You can't knit a dress in a day, I don't care what the book cover says. These are all knitted with extra large 15 and 20 mm needles and anywhere from four to eight strands of yarn used together. They call the needles "jumbo Jet" needles. These dresses are -um -how to word it nicely? Um -Hideous? yeah, let's be honest. They are hideous and unlike the sewing patterns could never be made modern or worn as dresses. A couple could be turned into cozy warm sweaters for wearing in the winter with leggings, but only after a bit of shortening in length. There's a couple mens' sweaters that are not hideous. I think the nicest pattern in the whole book is this hockey sweater for guys and boys"
There's a reciept from Coles on Yonge Street Toronto in it. The book was 45¢, 49 with tax. The binding is tight, there's no cracks in the spine and it appears as if the book was never opened again after purchased. The reciet had been there so long that it turned several pages yellow.

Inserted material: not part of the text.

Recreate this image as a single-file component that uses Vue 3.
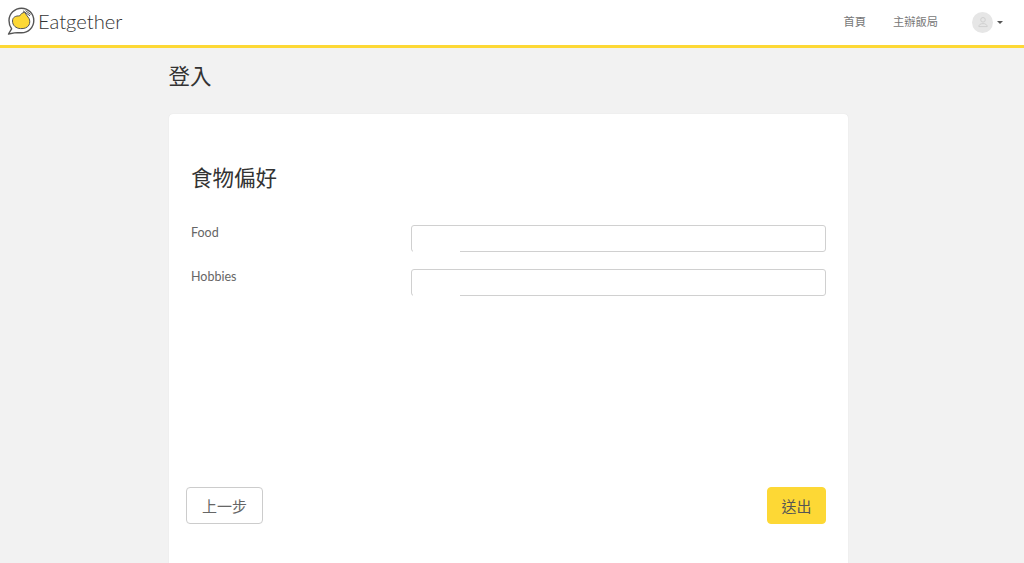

As nice as vintage patterns are they don't always work in modern times. Some can be modified, and a few the basic shapes don't change through the decades as much as accessories change, while some are so tied to looks and the social pressures the era that they can't be updated. And a few -like sleeveless mini dresses made for summer out of cashmere and wool neven made sense even back in their era.